Search the listing below for the string "TypeScript" and show each line that contains it.

• Supplied records

* Start *

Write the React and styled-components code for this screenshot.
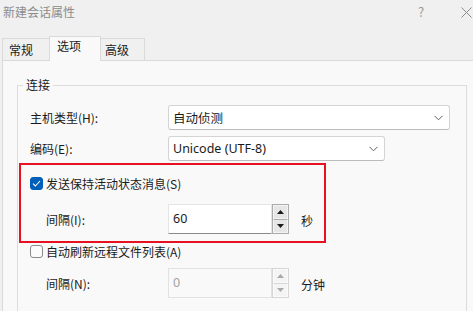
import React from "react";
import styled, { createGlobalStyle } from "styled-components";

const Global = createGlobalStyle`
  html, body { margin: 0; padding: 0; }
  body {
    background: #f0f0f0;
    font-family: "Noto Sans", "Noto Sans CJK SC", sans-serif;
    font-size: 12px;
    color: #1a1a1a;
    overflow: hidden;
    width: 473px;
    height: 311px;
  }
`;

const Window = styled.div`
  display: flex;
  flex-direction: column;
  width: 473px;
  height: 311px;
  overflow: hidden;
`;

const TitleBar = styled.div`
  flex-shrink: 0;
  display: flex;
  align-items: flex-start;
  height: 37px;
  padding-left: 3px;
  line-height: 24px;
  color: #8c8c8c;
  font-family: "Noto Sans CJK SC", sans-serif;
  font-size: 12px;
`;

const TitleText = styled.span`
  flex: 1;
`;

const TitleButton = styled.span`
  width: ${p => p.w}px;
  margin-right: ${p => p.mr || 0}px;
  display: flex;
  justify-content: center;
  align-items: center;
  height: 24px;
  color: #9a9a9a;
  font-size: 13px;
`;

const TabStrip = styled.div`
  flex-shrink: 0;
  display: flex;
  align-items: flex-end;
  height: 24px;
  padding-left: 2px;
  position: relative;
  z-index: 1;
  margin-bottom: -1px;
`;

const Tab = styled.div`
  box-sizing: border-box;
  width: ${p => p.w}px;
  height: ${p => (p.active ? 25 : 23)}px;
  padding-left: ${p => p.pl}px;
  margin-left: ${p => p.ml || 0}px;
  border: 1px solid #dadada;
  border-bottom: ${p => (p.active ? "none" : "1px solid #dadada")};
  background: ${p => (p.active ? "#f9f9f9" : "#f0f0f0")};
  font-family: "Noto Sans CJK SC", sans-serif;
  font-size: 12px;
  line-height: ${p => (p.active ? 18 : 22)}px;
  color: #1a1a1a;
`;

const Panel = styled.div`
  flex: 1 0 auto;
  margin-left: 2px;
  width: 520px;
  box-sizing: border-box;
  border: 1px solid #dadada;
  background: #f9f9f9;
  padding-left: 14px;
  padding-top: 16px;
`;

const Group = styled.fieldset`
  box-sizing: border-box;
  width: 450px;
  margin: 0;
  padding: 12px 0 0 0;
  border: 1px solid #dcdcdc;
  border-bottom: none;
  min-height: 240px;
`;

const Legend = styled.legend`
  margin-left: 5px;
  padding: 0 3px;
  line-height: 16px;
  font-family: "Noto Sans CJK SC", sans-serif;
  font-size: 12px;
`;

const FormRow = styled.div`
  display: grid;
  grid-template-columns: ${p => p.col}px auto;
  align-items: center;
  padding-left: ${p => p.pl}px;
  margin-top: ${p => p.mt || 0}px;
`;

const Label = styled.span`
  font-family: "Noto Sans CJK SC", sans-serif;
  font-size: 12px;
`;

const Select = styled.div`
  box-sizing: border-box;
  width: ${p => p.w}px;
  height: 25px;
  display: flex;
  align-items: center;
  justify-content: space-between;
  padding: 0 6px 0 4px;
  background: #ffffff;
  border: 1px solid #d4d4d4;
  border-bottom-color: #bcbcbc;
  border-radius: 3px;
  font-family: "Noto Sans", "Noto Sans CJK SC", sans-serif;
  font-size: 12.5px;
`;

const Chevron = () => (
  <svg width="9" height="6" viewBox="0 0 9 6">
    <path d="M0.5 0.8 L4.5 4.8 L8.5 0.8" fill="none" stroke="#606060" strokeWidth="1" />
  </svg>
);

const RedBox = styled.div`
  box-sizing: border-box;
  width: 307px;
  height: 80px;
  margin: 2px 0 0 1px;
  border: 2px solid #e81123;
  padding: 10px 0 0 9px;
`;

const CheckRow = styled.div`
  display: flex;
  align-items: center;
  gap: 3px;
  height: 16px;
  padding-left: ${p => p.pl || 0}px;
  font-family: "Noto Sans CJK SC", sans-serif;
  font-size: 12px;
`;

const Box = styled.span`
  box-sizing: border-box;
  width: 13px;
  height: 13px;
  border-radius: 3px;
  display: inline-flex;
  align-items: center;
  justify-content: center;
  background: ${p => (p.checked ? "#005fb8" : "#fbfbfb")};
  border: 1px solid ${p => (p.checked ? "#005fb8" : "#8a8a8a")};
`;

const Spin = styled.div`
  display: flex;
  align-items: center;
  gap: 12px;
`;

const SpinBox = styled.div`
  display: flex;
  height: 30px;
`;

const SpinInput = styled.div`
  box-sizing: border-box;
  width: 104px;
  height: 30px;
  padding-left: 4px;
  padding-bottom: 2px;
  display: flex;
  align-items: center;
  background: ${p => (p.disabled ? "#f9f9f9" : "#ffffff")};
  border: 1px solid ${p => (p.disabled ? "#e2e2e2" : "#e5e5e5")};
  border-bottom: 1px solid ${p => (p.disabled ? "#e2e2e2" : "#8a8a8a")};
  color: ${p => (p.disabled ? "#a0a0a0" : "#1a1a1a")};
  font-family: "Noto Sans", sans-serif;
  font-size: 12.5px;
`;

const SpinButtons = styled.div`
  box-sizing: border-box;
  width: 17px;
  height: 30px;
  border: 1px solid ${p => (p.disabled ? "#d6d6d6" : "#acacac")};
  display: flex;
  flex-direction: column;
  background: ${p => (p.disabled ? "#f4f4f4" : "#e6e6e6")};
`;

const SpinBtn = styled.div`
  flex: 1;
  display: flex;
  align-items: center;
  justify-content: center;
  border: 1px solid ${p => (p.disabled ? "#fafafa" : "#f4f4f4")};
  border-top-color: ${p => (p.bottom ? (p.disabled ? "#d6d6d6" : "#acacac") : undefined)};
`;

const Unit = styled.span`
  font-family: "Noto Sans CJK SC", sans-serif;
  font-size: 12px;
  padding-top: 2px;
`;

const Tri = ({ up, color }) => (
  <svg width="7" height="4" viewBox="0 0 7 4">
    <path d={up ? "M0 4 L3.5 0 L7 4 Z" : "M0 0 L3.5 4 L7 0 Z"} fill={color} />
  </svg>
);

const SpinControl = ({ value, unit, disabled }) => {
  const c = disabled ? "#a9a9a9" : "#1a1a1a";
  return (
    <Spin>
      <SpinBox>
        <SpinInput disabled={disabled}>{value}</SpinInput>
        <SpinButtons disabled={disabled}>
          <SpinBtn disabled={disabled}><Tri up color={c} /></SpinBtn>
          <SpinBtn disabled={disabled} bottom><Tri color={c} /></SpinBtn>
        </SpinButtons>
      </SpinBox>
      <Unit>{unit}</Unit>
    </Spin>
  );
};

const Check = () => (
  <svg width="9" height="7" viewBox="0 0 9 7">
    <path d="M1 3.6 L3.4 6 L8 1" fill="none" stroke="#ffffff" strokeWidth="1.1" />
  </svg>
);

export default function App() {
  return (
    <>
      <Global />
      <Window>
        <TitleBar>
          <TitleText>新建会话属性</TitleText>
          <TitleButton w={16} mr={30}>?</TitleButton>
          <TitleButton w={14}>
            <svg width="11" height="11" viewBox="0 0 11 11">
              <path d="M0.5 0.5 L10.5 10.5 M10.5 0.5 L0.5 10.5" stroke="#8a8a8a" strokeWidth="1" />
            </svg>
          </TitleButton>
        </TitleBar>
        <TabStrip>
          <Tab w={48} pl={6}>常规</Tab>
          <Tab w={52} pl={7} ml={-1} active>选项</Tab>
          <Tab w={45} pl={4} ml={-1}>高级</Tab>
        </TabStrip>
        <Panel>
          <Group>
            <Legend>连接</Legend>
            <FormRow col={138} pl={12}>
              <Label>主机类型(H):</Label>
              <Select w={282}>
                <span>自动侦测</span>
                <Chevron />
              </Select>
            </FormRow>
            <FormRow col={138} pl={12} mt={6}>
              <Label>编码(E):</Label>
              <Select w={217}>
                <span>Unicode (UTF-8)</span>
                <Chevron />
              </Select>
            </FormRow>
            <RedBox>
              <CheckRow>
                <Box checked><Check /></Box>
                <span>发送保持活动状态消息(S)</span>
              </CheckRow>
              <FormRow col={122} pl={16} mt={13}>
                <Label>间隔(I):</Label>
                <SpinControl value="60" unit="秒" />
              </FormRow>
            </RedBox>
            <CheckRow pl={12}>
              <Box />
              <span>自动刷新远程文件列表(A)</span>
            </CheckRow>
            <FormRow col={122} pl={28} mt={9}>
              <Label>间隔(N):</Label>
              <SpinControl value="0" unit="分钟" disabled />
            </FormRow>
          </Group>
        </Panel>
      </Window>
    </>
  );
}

* End *
* Start *

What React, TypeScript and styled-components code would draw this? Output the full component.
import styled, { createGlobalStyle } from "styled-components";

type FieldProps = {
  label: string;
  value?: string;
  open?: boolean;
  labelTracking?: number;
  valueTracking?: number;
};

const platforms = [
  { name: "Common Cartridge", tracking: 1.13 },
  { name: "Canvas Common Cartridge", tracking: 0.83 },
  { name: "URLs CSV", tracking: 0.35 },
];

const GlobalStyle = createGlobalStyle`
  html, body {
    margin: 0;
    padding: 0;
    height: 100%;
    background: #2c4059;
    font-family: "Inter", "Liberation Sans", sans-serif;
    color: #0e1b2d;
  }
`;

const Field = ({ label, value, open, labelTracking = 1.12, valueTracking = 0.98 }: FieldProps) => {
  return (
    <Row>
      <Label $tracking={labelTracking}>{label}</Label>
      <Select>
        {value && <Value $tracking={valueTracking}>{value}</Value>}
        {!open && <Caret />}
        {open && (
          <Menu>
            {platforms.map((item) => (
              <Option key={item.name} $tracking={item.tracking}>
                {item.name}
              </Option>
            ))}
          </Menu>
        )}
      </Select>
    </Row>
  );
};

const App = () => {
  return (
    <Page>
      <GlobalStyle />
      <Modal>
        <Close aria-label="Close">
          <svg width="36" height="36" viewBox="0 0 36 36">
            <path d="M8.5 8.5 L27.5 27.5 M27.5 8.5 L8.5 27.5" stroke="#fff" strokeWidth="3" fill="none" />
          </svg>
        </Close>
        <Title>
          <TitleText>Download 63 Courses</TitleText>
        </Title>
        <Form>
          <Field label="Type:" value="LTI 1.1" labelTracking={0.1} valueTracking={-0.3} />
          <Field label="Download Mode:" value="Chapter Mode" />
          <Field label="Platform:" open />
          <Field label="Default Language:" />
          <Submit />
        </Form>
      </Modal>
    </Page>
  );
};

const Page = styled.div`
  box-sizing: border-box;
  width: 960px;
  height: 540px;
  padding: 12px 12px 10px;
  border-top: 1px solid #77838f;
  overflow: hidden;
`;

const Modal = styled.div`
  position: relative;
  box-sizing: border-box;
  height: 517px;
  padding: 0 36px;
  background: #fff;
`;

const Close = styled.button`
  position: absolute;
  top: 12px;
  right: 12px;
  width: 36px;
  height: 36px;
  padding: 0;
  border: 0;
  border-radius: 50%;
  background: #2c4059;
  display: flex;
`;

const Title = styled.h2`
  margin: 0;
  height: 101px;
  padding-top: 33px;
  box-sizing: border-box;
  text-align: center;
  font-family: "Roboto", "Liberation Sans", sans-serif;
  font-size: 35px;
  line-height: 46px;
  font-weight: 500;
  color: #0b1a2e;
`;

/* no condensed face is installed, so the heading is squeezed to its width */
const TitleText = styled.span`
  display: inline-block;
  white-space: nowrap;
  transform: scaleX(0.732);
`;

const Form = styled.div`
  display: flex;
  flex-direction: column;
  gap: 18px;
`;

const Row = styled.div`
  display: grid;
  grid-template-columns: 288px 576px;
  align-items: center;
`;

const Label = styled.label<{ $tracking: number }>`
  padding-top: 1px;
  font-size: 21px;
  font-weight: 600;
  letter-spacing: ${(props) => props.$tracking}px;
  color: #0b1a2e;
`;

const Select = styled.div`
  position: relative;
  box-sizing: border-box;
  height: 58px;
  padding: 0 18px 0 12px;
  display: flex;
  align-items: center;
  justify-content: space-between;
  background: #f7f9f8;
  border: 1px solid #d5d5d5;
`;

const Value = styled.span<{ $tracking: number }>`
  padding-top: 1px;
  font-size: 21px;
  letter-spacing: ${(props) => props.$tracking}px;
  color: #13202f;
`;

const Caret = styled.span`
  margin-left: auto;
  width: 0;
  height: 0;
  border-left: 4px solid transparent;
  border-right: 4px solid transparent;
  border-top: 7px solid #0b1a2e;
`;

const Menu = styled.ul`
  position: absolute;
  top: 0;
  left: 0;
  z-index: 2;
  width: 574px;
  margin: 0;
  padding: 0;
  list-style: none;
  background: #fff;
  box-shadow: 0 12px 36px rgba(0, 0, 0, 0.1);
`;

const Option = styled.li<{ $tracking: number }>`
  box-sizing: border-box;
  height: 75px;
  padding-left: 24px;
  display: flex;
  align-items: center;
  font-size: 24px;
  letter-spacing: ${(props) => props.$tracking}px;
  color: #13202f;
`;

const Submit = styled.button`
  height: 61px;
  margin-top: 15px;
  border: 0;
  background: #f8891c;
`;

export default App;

* End *
* Start *

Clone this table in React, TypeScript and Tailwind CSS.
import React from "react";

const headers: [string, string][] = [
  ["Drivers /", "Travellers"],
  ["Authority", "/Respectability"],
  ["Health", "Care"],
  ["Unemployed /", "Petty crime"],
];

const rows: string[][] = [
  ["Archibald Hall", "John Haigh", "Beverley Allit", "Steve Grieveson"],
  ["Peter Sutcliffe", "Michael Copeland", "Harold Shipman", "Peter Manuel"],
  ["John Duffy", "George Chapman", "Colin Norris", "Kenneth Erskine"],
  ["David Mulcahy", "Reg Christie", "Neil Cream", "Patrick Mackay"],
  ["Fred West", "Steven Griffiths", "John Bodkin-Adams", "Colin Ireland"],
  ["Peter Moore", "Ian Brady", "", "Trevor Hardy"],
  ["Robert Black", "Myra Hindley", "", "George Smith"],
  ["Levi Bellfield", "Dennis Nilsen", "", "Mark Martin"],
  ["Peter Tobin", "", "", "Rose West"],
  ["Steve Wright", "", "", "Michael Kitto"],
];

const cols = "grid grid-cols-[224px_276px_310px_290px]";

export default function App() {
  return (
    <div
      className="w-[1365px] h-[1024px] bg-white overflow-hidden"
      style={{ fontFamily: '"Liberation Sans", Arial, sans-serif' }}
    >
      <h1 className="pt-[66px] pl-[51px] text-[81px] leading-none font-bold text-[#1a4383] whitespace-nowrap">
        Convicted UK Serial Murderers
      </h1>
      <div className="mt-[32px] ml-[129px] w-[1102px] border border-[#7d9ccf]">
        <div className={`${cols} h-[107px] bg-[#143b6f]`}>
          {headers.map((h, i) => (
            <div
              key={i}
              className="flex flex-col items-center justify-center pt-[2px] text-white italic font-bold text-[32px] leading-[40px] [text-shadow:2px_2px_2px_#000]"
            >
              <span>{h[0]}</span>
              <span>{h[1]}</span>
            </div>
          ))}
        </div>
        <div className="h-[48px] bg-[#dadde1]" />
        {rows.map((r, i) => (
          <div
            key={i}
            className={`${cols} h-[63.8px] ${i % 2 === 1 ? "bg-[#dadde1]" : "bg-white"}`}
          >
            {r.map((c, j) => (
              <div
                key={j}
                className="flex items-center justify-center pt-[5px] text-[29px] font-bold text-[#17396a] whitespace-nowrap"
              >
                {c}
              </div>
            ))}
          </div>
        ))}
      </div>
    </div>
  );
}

* End *

• Correct output
What React, TypeScript and styled-components code would draw this? Output the full component.
Clone this table in React, TypeScript and Tailwind CSS.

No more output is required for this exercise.